Data and calculations [10] for the total neutron-lead cross section as a function of energy. The dashed curve corresponds to the Glauber model, while the solid curve is corrected for Gribov’s inelastic shadowing.

Figure 2

The impact parameter distribution of inelastic deuteron-gold collisions (three upper curves) including diffractive excitations (STAR trigger). Impact parameter $\vec{b}$ corresponds to the center of gravity of the deuteron. The dashed curve corresponds to the Glauber approximation, Eq. (10). The thin solid curve includes inelastic shadowing related to excitation of the valence quark skeleton, Eq. (45). The thick solid curve is final, it includes gluon shadowing as well. The bottom solid thick curve shows the difference between the Glauber and final curves.
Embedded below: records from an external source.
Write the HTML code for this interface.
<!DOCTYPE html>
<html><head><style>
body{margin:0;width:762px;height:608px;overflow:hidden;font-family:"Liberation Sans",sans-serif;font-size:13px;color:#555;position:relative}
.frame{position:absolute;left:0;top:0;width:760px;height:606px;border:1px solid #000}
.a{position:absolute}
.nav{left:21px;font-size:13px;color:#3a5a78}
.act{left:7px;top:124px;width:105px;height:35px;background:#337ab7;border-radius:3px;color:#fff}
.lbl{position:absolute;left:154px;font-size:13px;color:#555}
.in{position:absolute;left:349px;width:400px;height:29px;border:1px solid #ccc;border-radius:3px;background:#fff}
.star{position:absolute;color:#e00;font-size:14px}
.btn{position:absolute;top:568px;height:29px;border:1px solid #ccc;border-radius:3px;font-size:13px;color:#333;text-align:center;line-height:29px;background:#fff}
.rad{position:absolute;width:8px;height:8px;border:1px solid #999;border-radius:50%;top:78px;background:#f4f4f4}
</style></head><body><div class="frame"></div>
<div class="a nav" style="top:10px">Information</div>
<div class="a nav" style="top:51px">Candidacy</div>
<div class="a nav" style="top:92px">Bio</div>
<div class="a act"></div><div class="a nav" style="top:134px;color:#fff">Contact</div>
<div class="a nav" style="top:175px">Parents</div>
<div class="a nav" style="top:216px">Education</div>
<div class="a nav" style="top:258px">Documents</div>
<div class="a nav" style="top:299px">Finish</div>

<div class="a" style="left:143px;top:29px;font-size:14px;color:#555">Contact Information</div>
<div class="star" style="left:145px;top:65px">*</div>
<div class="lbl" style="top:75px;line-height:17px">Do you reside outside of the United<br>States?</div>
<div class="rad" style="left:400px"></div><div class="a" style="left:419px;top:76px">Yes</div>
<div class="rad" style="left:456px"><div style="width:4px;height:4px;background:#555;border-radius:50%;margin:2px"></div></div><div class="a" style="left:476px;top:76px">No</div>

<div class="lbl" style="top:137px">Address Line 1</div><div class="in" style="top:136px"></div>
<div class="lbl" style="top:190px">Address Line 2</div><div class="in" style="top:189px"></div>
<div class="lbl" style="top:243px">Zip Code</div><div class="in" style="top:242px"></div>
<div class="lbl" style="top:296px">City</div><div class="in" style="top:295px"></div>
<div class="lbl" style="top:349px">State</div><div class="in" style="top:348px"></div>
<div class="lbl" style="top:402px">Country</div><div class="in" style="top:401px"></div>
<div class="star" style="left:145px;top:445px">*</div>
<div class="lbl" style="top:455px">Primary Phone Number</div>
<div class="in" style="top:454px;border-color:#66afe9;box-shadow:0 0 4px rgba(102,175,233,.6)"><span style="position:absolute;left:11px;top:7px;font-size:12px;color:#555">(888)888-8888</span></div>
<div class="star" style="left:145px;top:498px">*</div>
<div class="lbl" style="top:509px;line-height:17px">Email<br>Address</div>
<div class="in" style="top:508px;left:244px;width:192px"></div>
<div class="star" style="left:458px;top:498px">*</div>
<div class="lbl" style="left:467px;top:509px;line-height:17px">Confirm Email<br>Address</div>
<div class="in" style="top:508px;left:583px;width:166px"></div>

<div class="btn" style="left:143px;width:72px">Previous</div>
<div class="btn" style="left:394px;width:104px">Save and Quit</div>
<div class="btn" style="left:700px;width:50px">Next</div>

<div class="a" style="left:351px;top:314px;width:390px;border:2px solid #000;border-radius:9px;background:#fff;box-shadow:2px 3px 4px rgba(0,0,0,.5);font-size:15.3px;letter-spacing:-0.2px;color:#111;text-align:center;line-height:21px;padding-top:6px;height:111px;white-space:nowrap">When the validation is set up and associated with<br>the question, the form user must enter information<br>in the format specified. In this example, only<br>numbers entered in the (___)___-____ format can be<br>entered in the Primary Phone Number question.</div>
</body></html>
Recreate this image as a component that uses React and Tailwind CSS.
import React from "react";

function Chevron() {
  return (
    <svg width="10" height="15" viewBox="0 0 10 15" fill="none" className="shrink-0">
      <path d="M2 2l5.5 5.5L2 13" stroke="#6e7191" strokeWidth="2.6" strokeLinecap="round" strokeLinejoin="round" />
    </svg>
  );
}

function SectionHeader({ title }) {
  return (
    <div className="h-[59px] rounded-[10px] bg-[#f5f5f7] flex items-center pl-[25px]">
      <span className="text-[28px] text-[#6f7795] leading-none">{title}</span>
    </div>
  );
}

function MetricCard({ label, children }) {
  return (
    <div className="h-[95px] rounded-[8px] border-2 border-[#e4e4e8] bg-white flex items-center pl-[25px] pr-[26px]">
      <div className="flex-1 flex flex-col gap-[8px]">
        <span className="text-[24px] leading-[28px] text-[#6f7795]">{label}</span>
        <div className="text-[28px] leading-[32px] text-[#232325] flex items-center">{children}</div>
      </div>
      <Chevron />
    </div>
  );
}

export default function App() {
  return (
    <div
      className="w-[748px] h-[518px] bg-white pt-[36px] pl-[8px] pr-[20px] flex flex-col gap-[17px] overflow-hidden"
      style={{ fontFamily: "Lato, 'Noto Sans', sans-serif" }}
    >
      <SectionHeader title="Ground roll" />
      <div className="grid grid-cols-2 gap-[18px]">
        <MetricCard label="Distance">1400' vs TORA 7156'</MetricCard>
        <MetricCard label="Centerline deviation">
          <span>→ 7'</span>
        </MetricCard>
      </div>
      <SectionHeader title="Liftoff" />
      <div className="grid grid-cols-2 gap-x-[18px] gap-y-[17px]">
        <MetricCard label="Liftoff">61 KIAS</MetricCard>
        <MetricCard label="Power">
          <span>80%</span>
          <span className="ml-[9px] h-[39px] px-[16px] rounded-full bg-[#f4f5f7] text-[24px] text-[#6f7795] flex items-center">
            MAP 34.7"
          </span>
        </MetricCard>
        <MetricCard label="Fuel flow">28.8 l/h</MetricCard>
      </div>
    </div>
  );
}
The dotted curve shows the range of model uncertainty and corresponds to gluon shadowing with $R_G=03$ (see Sec. 6B). All curves are calculated with total cross section ${\tilde{\sigma }}_{tot}^{NN}=51\text{mb}$.

Figure 3

The impact parameter distribution of interacting protons in tagged deuteron-gold collisions with spectator neutrons. The calculation includes diffractive excitations (STAR trigger). Impact parameter $\vec{b}$ corresponds to the proton. The dashed curve represents the Glauber approximation, Eq. (10). The thin solid curve includes inelastic shadowing related to excitation of the valence quark skeleton, Eq. (45). The thick solid curve includes gluon shadowing as well. All curves are calculated with total cross section ${\tilde{\sigma }}_{tot}^{NN}=51\text{mb}$.

Figure 4

The impact parameter distribution of spectator neutrons in tagged deuteron-gold collisions with interacting protons. The calculation includes diffractive excitations (STAR trigger). Impact parameter $\vec{b}$ corresponds to the proton. The dashed curve represents the Glauber approximation, Eq. (10). The thin solid curve includes inelastic shadowing related to excitation of the valence quark skeleton, Eq. (45). The thick solid curve includes gluon shadowing as well. All curves are calculated with total cross section ${\tilde{\sigma }}_{tot}^{NN}=51\text{mb}$.

Figure 5

Transverse momentum distribution of spectator neutrons in the tagged reaction $d+\text{Au}\to n+X$ (solid curve), and in the projectile deuteron (dashed curve). The inelastic reaction $p+\text{Au}\to X$ is assumed to include diffraction (STAR experiment). The calculations are performed in the Glauber approximation, Eq. (21).

Figure 6

Same as in Fig. 5, but for a central $\left(b=0\right)$ proton-gold collision, accompanied by a spectator neutron.

Figure 7

Diagonal and off-diagonal diffractive multiple interactions of the projectile hadron in intermediate state.

Figure 8

Ratio of the gluonic inelastic shadowing correction (minimal bias) to the total nuclear cross section as function of center of mass energy $\sqrt{s}$.

Figure 9

Solid line is the correction factor, Eq. (81), for inelastic shadowing to the number of participants in $p$-Au collisions as a function of impact parameter. Dashed curve also includes a correction to ${\sigma }_{in}^{NN}$ (see text).

Figure 10

The Cronin ratio $R_{\text{Au}∕d}\left(p_T\right)$ for pions. Open circles show the results of PHENIX with normalization base upon Glauber model calculations of the inelastic $d$-Au cross section using ${\sigma }_{in}^{NN}=42\text{mb}$ [1]. Full points show the same data corrected for a proper value of inelastic $NN$ cross section and Gribov’s inelastic shadowing. The error bars include statistic and systematic uncertainties. The curve is the prediction from Ref. 4.

Figure 11

Cronin ratio $R_{pd}\left(p_T\right)$ calculated at $\sqrt{s}=200\text{GeV}$ using the formalism developed in Ref. 4.